━━ The data
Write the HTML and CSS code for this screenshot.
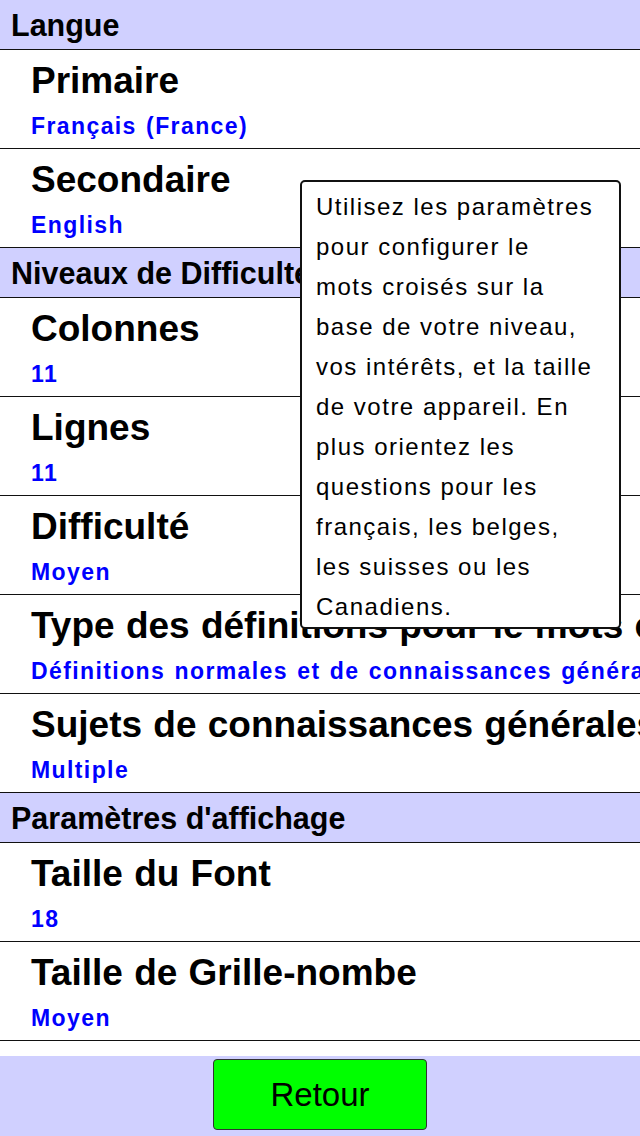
FILE: index.html
```html
<!DOCTYPE html>
<html lang="fr">
<head>
  <meta charset="UTF-8">
  <meta name="viewport" content="width=device-width, initial-scale=1.0">
  <title>Paramètres</title>
  <link rel="stylesheet" href="styles.css">
</head>
<body>
  <div class="screen">
    <!-- Settings list -->
    <div class="settings">
      <div class="group-title">Langue</div>
      <div class="setting">
        <div class="label">Primaire</div>
        <div class="value">Français (France)</div>
      </div>
      <div class="setting">
        <div class="label">Secondaire</div>
        <div class="value">English</div>
      </div>

      <div class="group-title">Niveaux de Difficulté</div>
      <div class="setting">
        <div class="label">Colonnes</div>
        <div class="value">11</div>
      </div>
      <div class="setting">
        <div class="label">Lignes</div>
        <div class="value">11</div>
      </div>
      <div class="setting">
        <div class="label">Difficulté</div>
        <div class="value">Moyen</div>
      </div>
      <div class="setting">
        <div class="label">Type des définitions pour le mots croisés</div>
        <div class="value">Définitions normales et de connaissances générales</div>
      </div>
      <div class="setting">
        <div class="label">Sujets de connaissances générales</div>
        <div class="value">Multiple</div>
      </div>

      <div class="group-title">Paramètres d'affichage</div>
      <div class="setting">
        <div class="label">Taille du Font</div>
        <div class="value">18</div>
      </div>
      <div class="setting">
        <div class="label">Taille de Grille-nombe</div>
        <div class="value">Moyen</div>
      </div>
    </div>

    <!-- Help popup -->
    <div class="help-popup">
      Utilisez les paramètres pour configurer le mots croisés sur la base de votre niveau, vos intérêts, et la taille de votre appareil. En plus orientez les questions pour les français, les belges, les suisses ou les Canadiens.
    </div>

    <!-- Bottom bar -->
    <div class="bottom-bar">
      <button class="back-button">Retour</button>
    </div>
  </div>
</body>
</html>
```

FILE: styles.css
```css
body {
  margin: 0;
  padding: 0;
  background-color: #fff;
  color: #000;
  font-family: "Liberation Sans", Arial, sans-serif;
}

.screen {
  position: relative;
  width: 640px;
  height: 1136px;
  display: flex;
  flex-direction: column;
  overflow: hidden;
}

/* Settings list */
.settings {
  flex: 1;
  overflow: hidden;
}

.group-title {
  height: 48px;
  padding: 1px 0 0 11px;
  line-height: 48px;
  font-size: 30.5px;
  font-weight: bold;
  background-color: #d0d0ff;
  border-bottom: 1px solid #111;
  white-space: nowrap;
}

.setting {
  height: 88px;
  padding: 6px 0 4px 31px;
  border-bottom: 1px solid #111;
  white-space: nowrap;
}

.label {
  font-size: 37px;
  font-weight: bold;
  word-spacing: 1px;
  line-height: 50px;
}

.value {
  margin-top: 2px;
  font-size: 23px;
  font-weight: bold;
  letter-spacing: 1.4px;
  word-spacing: 1.5px;
  line-height: 36px;
  color: #0000ff;
}

/* Help popup */
.help-popup {
  position: absolute;
  left: 300px;
  top: 180px;
  width: 278px;
  padding: 5px 25px 0 14px;
  background-color: #fff;
  border: 2px solid #111;
  border-radius: 5px;
  font-size: 24px;
  letter-spacing: 1.5px;
  line-height: 40px;
}

/* Bottom bar */
.bottom-bar {
  height: 80px;
  background-color: #d0d0ff;
  display: flex;
  justify-content: center;
  padding-top: 3px;
  box-sizing: border-box;
}

.back-button {
  width: 214px;
  height: 71px;
  padding: 0;
  background-color: #00ff00;
  border: 1px solid #333;
  border-radius: 4px;
  font-family: "Liberation Sans", Arial, sans-serif;
  font-size: 33px;
  color: #000;
}
```
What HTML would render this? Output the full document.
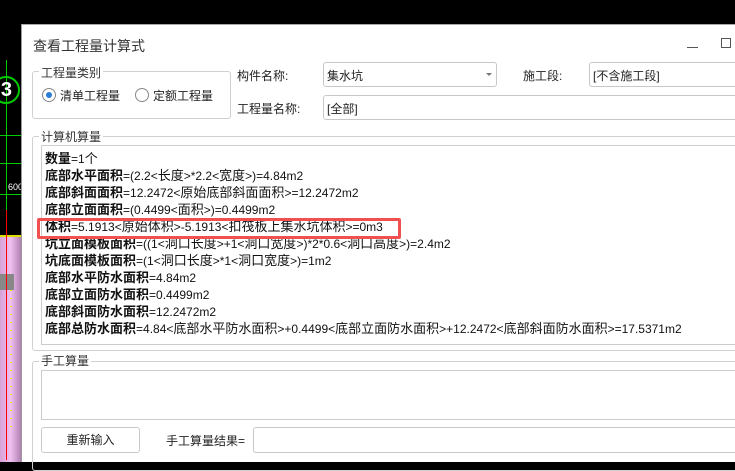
━━━━
What the exercise asks. Retype each entry precisely. Skip images entirely.

Exercise response.
Write the HTML and CSS code for this screenshot.
FILE: index.html
```html
<!DOCTYPE html>
<html lang="fr">
<head>
  <meta charset="UTF-8">
  <meta name="viewport" content="width=device-width, initial-scale=1.0">
  <title>Paramètres</title>
  <link rel="stylesheet" href="styles.css">
</head>
<body>
  <div class="screen">
    <!-- Settings list -->
    <div class="settings">
      <div class="group-title">Langue</div>
      <div class="setting">
        <div class="label">Primaire</div>
        <div class="value">Français (France)</div>
      </div>
      <div class="setting">
        <div class="label">Secondaire</div>
        <div class="value">English</div>
      </div>

      <div class="group-title">Niveaux de Difficulté</div>
      <div class="setting">
        <div class="label">Colonnes</div>
        <div class="value">11</div>
      </div>
      <div class="setting">
        <div class="label">Lignes</div>
        <div class="value">11</div>
      </div>
      <div class="setting">
        <div class="label">Difficulté</div>
        <div class="value">Moyen</div>
      </div>
      <div class="setting">
        <div class="label">Type des définitions pour le mots croisés</div>
        <div class="value">Définitions normales et de connaissances générales</div>
      </div>
      <div class="setting">
        <div class="label">Sujets de connaissances générales</div>
        <div class="value">Multiple</div>
      </div>

      <div class="group-title">Paramètres d'affichage</div>
      <div class="setting">
        <div class="label">Taille du Font</div>
        <div class="value">18</div>
      </div>
      <div class="setting">
        <div class="label">Taille de Grille-nombe</div>
        <div class="value">Moyen</div>
      </div>
    </div>

    <!-- Help popup -->
    <div class="help-popup">
      Utilisez les paramètres pour configurer le mots croisés sur la base de votre niveau, vos intérêts, et la taille de votre appareil. En plus orientez les questions pour les français, les belges, les suisses ou les Canadiens.
    </div>

    <!-- Bottom bar -->
    <div class="bottom-bar">
      <button class="back-button">Retour</button>
    </div>
  </div>
</body>
</html>
```

FILE: styles.css
```css
body {
  margin: 0;
  padding: 0;
  background-color: #fff;
  color: #000;
  font-family: "Liberation Sans", Arial, sans-serif;
}

.screen {
  position: relative;
  width: 640px;
  height: 1136px;
  display: flex;
  flex-direction: column;
  overflow: hidden;
}

/* Settings list */
.settings {
  flex: 1;
  overflow: hidden;
}

.group-title {
  height: 48px;
  padding: 1px 0 0 11px;
  line-height: 48px;
  font-size: 30.5px;
  font-weight: bold;
  background-color: #d0d0ff;
  border-bottom: 1px solid #111;
  white-space: nowrap;
}

.setting {
  height: 88px;
  padding: 6px 0 4px 31px;
  border-bottom: 1px solid #111;
  white-space: nowrap;
}

.label {
  font-size: 37px;
  font-weight: bold;
  word-spacing: 1px;
  line-height: 50px;
}

.value {
  margin-top: 2px;
  font-size: 23px;
  font-weight: bold;
  letter-spacing: 1.4px;
  word-spacing: 1.5px;
  line-height: 36px;
  color: #0000ff;
}

/* Help popup */
.help-popup {
  position: absolute;
  left: 300px;
  top: 180px;
  width: 278px;
  padding: 5px 25px 0 14px;
  background-color: #fff;
  border: 2px solid #111;
  border-radius: 5px;
  font-size: 24px;
  letter-spacing: 1.5px;
  line-height: 40px;
}

/* Bottom bar */
.bottom-bar {
  height: 80px;
  background-color: #d0d0ff;
  display: flex;
  justify-content: center;
  padding-top: 3px;
  box-sizing: border-box;
}

.back-button {
  width: 214px;
  height: 71px;
  padding: 0;
  background-color: #00ff00;
  border: 1px solid #333;
  border-radius: 4px;
  font-family: "Liberation Sans", Arial, sans-serif;
  font-size: 33px;
  color: #000;
}
```
What HTML would render this? Output the full document.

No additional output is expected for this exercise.